Baseado em dois contos do livro “Curva de Rio Sujo” de Joca Reiners Terron, o filme vai se desenhando como um western em que motoqueiros travam uma batalha: de um lado temos brasileiros e de outro paraguaios de origem guarani. O conflito é tido como um dado histórico do qual o roteiro acaba refém, já que não o problematiza de forma satisfatória. Não há qualquer razão ou desenvolvimento de personagens que justifique as duas gangues rivais que disputam por território dentro da narrativa. Só o contexto histórico de guerra entre os dois países justificaria esse embate? Parece-me uma solução superficial e ingênua.
Em contrapartida, Joca (Eduardo Macedo), seu irmão mais novo, compreende a mãe e questiona as atitudes de Fernando. Por estar apaixonado por Basano (Adeli Benitez), uma menina de etnia guarani pela qual diz estar enfeitiçado, Joca acredita que seu coração teria sido capturado pela jovem moça, numa bela cena que abre o longa em que escutamos vividamente o pulsar do coração do rapaz nas mãos da menina.
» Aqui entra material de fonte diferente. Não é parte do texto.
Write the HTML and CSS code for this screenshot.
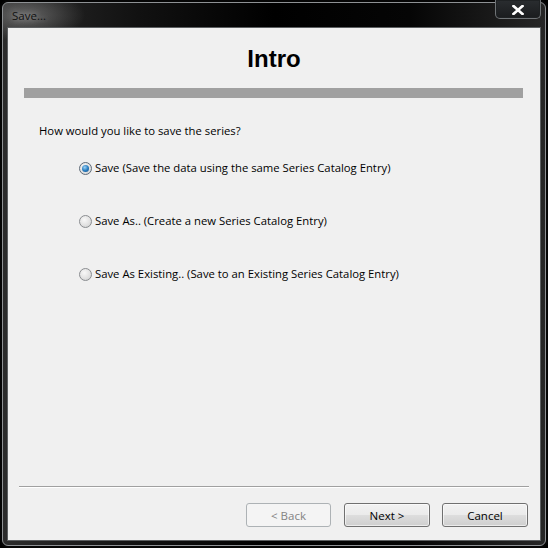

É deste jogo lúdico que vem o título do filme.
Porém, apesar de querer abordar uma questão histórica e estrutural das sociedades latino-americanas (disputas territoriais), Bragança acaba por vilanizar as mulheres, sejam aquelas que se separam de maridos por experimentarem um relacionamento abusivo, seja no velho mito das mulheres indígenas calcado numa espécie de misticismo idealizado sobre rapto de corações de pobres meninos indefesos e devoradoras de homens, tudo isso para falar sobre padrões de masculinidade em conflito.
No entanto, tanto Fernando como Joca emulam um sofrimento que remete a forma como cada um lida com o mundo, tendo como ponto de partida a crença num “abandono,” seja da mãe ou do primeiro amor.
A fábula e alguns elementos de cinema fantástico utilizados de forma interessante em termos de linguagem narrativa, infelizmente não dão conta de um roteiro extremamente frágil e pueril, que se apoia em estereótipos abundantemente maniqueístas sejam sobre “vilões” ou “mocinhos”. Ao tentar lidar com muitos temas ao mesmo tempo, o filme acaba se perdendo e se esvaziando de forma a não dar soluções interessantes para o desfecho dos personagens que vão perdendo suas cargas dramáticas na medida em que o roteiro avança.
O embate final entre o menino Joca e a jovem paraguaia que era para ser lírico, já que emula a figura de super-heróis no clímax de suas batalhas, soa apenas forçado e deslocado diante de toda a brutalidade que aquelas relações já não conseguem dar conta. Neste sentido, o filme “Twaaga” de Burkina Faso, dirigido por Cedric Ido, que esteve recentemente no 10° Encontro de Cinema Negro Zózimo Bulbul, foi muito mais feliz em demonstrar de forma lúdica e quadrinesca a opressão que perpassa e aflige aquela sociedade, também apoiando-se na imagem idealizada de super-heróis.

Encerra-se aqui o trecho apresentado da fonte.